Both of them went to public schools that nurtured their passion for music. And now both of them are in Washington, headed to Capitol Hill this week to lobby for music education for kids across the country.
“I would have never graduated high school if it wasn’t for music. I know it for a fact,” said Smith, who has traveled the world playing with the Chili Peppers for decades.
His musical training didn’t come from private lessons. It came from the teachers he had in elementary through high school, from marching band and music theory class.
“Those were the things that kept me coming to school,” he said in an interview at the Kennedy Center, where he and Williams and dozens of other music advocates were preparing for their journey to Congress.

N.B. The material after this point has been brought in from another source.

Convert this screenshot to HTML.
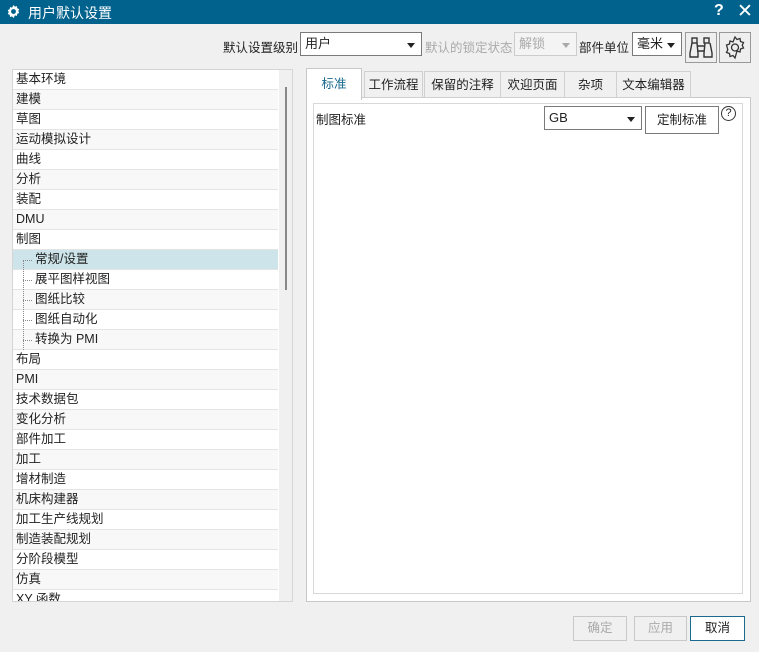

The annual lobbying event is organized by the National Association of Music Merchants, which aims to persuade federal lawmakers that music education is far from frivolous. It can be an important ingredient in motivating students and improving graduation and attendance rates, the association argues.
This year, NAMM is particularly focused on pushing lawmakers to be smarter about the sequester. The across-the-board federal budget cuts, which took effect this month, are expected to slice away $725 million in Title I funds meant specifically to help educate poor children. Arts and music offerings that receive funds through Title I could take a hit.
Smith, Williams and other advocates are asking Congress to give the Education Department more leeway to make thoughtful cuts that won’t affect at-risk students so directly.
“We believe that whether you’re in an inner-city school or a suburban school, you should both have access to arts education,” said Joe Lamond, NAMM’s president, and himself a drummer.
Williams, a four-time World Series champion who set a passel of batting records during his 16-year career with the Yankees, said his success on the baseball diamond grew out of lessons he learned studying guitar as a teenager enrolled in a performing-arts magnet school.
Discipline, humility, relentlessness and perseverance were skills he developed playing scales and preparing for performances. They came in use in a sport full of strikeouts, foul balls and pop flies. “Baseball is a game of failure,” Williams said.
The guitar also taught him rhythm and timing, he said. And those were no small things.
“These are all important elements of music, but they’re important elements of sports,” Williams said. “Especially baseball — you’ve got to have great timing to hit a baseball, you’ve got to have a sense of rhythm.”
Since retiring in 2006, Williams has launched a second career as a jazz musician, and in 2009 he was nominated for a Latin Grammy for his album “Moving Forward.”
Williams said he always carried his guitar on the road with the Yankees and frequently would play music for his team while on planes and buses. Sometimes those teammates sang along: Future Hall of Fame shortstop Derek Jeter, Williams recalled, had an admirable falsetto.